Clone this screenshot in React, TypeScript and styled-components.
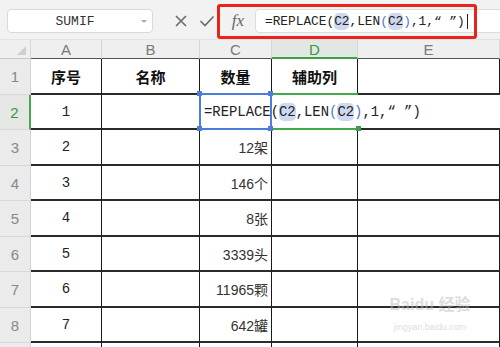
import React from "react";
import styled, { createGlobalStyle, css } from "styled-components";

const Global = createGlobalStyle`
  html, body { margin: 0; padding: 0; background: #f2f2f2; }
  body { width: 500px; height: 347px; overflow: hidden; }
  * { box-sizing: border-box; }
`;

const Page = styled.div`
  position: relative;
  width: 500px;
  height: 347px;
  overflow: hidden;
  display: flex;
  flex-direction: column;
  background: #f2f2f2;
`;

const Toolbar = styled.div`
  position: relative;
  height: 40px;
  display: flex;
  align-items: center;
  padding: 0 0 0 7px;
  background: #f2f2f2;
  border-bottom: 1px solid #e2e2e2;
`;

const NameBox = styled.div`
  position: relative;
  width: 146px;
  height: 24px;
  margin-top: 3px;
  background: #fff;
  border: 1px solid #d9d9d9;
  border-radius: 4px;
  display: flex;
  align-items: center;
  justify-content: center;
  font-family: "Liberation Mono", monospace;
  font-size: 13px;
  color: #333;
  padding-right: 10px;
`;

const Caret = styled.span`
  position: absolute;
  right: 5px;
  top: 10px;
  width: 0;
  height: 0;
  border-left: 3px solid transparent;
  border-right: 3px solid transparent;
  border-top: 3px solid #aaa;
`;

const IconButton = styled.div<{ $first?: boolean }>`
  width: 26px;
  height: 24px;
  margin-top: 3px;
  margin-left: ${(p) => (p.$first ? "15px" : "0")};
  display: flex;
  align-items: center;
  justify-content: center;
`;

const Fx = styled.div`
  width: 28px;
  margin-left: 4px;
  margin-top: 2px;
  text-align: center;
  font-family: "Liberation Serif", serif;
  font-style: italic;
  font-size: 17px;
  color: #666;
`;

const FormulaInput = styled.div`
  flex: 1;
  height: 24px;
  margin-top: 3px;
  margin-left: 3px;
  margin-right: -6px;
  background: #fff;
  border: 1px solid #dcdcdc;
  border-radius: 4px;
  display: flex;
  align-items: center;
  padding-left: 9px;
  font-family: "Liberation Mono", monospace;
  font-size: 12.8px;
  color: #222;
  white-space: pre;
`;

const TextCursor = styled.span`
  display: inline-block;
  width: 1px;
  height: 15px;
  background: #222;
  margin-left: 2px;
`;

const RedFrame = styled.div`
  position: absolute;
  left: 217px;
  top: 4px;
  width: 260px;
  height: 35px;
  border: 3px solid #e8231c;
  border-radius: 3px;
  pointer-events: none;
`;

const Sheet = styled.div`
  flex: 1;
  display: grid;
  grid-template-columns: 31px 71px 98px 72px 86px 1fr;
  grid-template-rows: 19px 36px 35px 36px 35px 36px 35px 36px 35px 1fr;
  background: #fff;
`;

const Corner = styled.div`
  background: #efefef;
  border-right: 1px solid #d6d6d6;
  border-bottom: 1px solid #c8c8c8;
  display: flex;
  align-items: flex-end;
  justify-content: flex-end;
  padding: 0 4px 3px 0;
`;

const Triangle = styled.span`
  width: 0;
  height: 0;
  border-left: 9px solid transparent;
  border-bottom: 9px solid #cfcfcf;
`;

const ColHead = styled.div<{ $active?: boolean }>`
  background: ${(p) => (p.$active ? "#e3e7e3" : "#efefef")};
  border-right: 1px solid #d6d6d6;
  border-bottom: ${(p) => (p.$active ? "2px solid #3f9f45" : "1px solid #555")};
  display: flex;
  align-items: center;
  justify-content: center;
  font-family: "Liberation Sans", sans-serif;
  font-size: 15px;
  color: ${(p) => (p.$active ? "#3a963f" : "#7a7a7a")};
  padding-top: 1px;
`;

const RowHead = styled.div<{ $active?: boolean }>`
  background: ${(p) => (p.$active ? "#e4e7e4" : "#ebebeb")};
  border-right: ${(p) => (p.$active ? "2px solid #46a84b" : "1px solid #d2d2d2")};
  border-bottom: 1px solid #d8d8d8;
  display: flex;
  align-items: center;
  justify-content: center;
  font-family: "Liberation Sans", sans-serif;
  font-size: 15px;
  color: ${(p) => (p.$active ? "#3a963f" : "#888")};
`;

const Cell = styled.div<{ $align?: "left" | "center" | "right"; $kind?: "head" | "serial" | "qty" | "plain" }>`
  border-right: 1px solid #1a1a1a;
  border-bottom: 2px solid #2b2b2b;
  display: flex;
  align-items: center;
  justify-content: ${(p) => (p.$align === "right" ? "flex-end" : p.$align === "left" ? "flex-start" : "center")};
  padding: 0 3px;
  color: #222;
  white-space: nowrap;
  ${(p) =>
    p.$kind === "head" &&
    css`
      font-family: "Noto Sans CJK SC", sans-serif;
      font-weight: 700;
      font-size: 15px;
      color: #111;
    `}
  ${(p) =>
    p.$kind === "serial" &&
    css`
      font-family: "Liberation Mono", monospace;
      font-size: 14px;
    `}
  ${(p) =>
    p.$kind === "qty" &&
    css`
      font-family: "Liberation Sans", "Noto Sans CJK SC", sans-serif;
      font-size: 14px;
      color: #333;
    `}
`;

const EditRow = styled.div`
  grid-column: 4 / span 3;
  position: relative;
  border-bottom: 2px solid #2b2b2b;
  display: flex;
  align-items: center;
  padding-left: 4px;
  font-family: "Liberation Mono", monospace;
  font-size: 13.9px;
  color: #222;
  white-space: pre;
`;

const Ref = styled.span`
  background: #cdd9f1;
  border-radius: 5px;
  padding: 1px 0;
`;

const Paren = styled.span`
  color: #4e78d6;
`;

const BlueBox = styled.div`
  position: absolute;
  left: -1px;
  top: -2px;
  width: 73px;
  height: 37px;
  border: 2px solid #4d7ddb;
  pointer-events: none;
`;

const GreenLine = styled.div<{ $pos: "top" | "bottom" }>`
  position: absolute;
  left: 72px;
  width: 86px;
  height: 2px;
  background: #45a84a;
  ${(p) => (p.$pos === "top" ? "top: -2px;" : "bottom: -2px;")}
`;

const Handle = styled.span<{ $x: number; $y: number; $green?: boolean }>`
  position: absolute;
  width: 5px;
  height: 5px;
  background: ${(p) => (p.$green ? "#3f9f45" : "#4d7ddb")};
  left: ${(p) => p.$x}px;
  top: ${(p) => p.$y}px;
`;

const Filler = styled.div<{ $head?: boolean }>`
  background: ${(p) => (p.$head ? "#ebebeb" : "#fff")};
  border-right: ${(p) => (p.$head ? "1px solid #d2d2d2" : "1px solid #1a1a1a")};
`;

const Watermark = styled.div`
  position: absolute;
  left: 380px;
  top: 296px;
  width: 100px;
  display: flex;
  flex-direction: column;
  align-items: center;
  pointer-events: none;
  white-space: nowrap;
  color: rgba(185, 185, 185, 0.5);
  font-family: "Liberation Sans", "Noto Sans CJK SC", sans-serif;
`;

const WmBrand = styled.div`
  font-size: 16px;
  font-weight: 700;
  line-height: 18px;
`;

const WmUrl = styled.div`
  font-size: 9px;
  line-height: 11px;
  margin-top: 8px;
`;

const columns = ["A", "B", "C", "D", "E"];

const rows: { n: number; serial: string; qty: string }[] = [
  { n: 3, serial: "2", qty: "12架" },
  { n: 4, serial: "3", qty: "146个" },
  { n: 5, serial: "4", qty: "8张" },
  { n: 6, serial: "5", qty: "3339头" },
  { n: 7, serial: "6", qty: "11965颗" },
  { n: 8, serial: "7", qty: "642罐" },
];

const Formula: React.FC = () => (
  <>
    =REPLACE(<Ref>C2</Ref>,LEN<Paren>(</Paren>
    <Ref>C2</Ref>
    <Paren>)</Paren>,1,“ ”)
  </>
);

export default function App() {
  return (
    <Page>
      <Global />
      <Toolbar>
        <NameBox>
          SUMIF
          <Caret />
        </NameBox>
        <IconButton $first>
          <svg width="14" height="14" viewBox="0 0 14 14">
            <path d="M2 2 L12 12 M12 2 L2 12" stroke="#6a6a6a" strokeWidth="1.6" fill="none" />
          </svg>
        </IconButton>
        <IconButton>
          <svg width="16" height="14" viewBox="0 0 16 14">
            <path d="M1.5 7 L6 11.5 L14.5 2.5" stroke="#6a6a6a" strokeWidth="1.6" fill="none" />
          </svg>
        </IconButton>
        <Fx>fx</Fx>
        <FormulaInput>
          <Formula />
          <TextCursor />
        </FormulaInput>
        <RedFrame />
      </Toolbar>
      <Sheet>
        <Corner>
          <Triangle />
        </Corner>
        {columns.map((c) => (
          <ColHead key={c} $active={c === "D"}>
            {c}
          </ColHead>
        ))}

        <RowHead>1</RowHead>
        <Cell $kind="head">序号</Cell>
        <Cell $kind="head">名称</Cell>
        <Cell $kind="head">数量</Cell>
        <Cell $kind="head">辅助列</Cell>
        <Cell />

        <RowHead $active>2</RowHead>
        <Cell $kind="serial">1</Cell>
        <Cell />
        <EditRow>
          <Formula />
          <BlueBox />
          <GreenLine $pos="top" />
          <GreenLine $pos="bottom" />
          <Handle $x={-3} $y={-4} />
          <Handle $x={68} $y={-4} />
          <Handle $x={-3} $y={31} />
          <Handle $x={68} $y={31} />
          <Handle $x={156} $y={31} $green />
        </EditRow>

        {rows.map((r) => (
          <React.Fragment key={r.n}>
            <RowHead>{r.n}</RowHead>
            <Cell $kind="serial">{r.serial}</Cell>
            <Cell />
            <Cell $kind="qty" $align="right">
              {r.qty}
            </Cell>
            <Cell />
            <Cell />
          </React.Fragment>
        ))}

        <Filler $head />
        <Filler />
        <Filler />
        <Filler />
        <Filler />
        <Filler />
      </Sheet>
      <Watermark>
        <WmBrand>Baidu 经验</WmBrand>
        <WmUrl>jingyan.baidu.com</WmUrl>
      </Watermark>
    </Page>
  );
}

══════════════════════════════

**Exercise instructions**: Locate the lines above that hold the word "components". Show every one of them.

**Complete answer**:
Clone this screenshot in React, TypeScript and styled-components.
import styled, { createGlobalStyle, css } from "styled-components";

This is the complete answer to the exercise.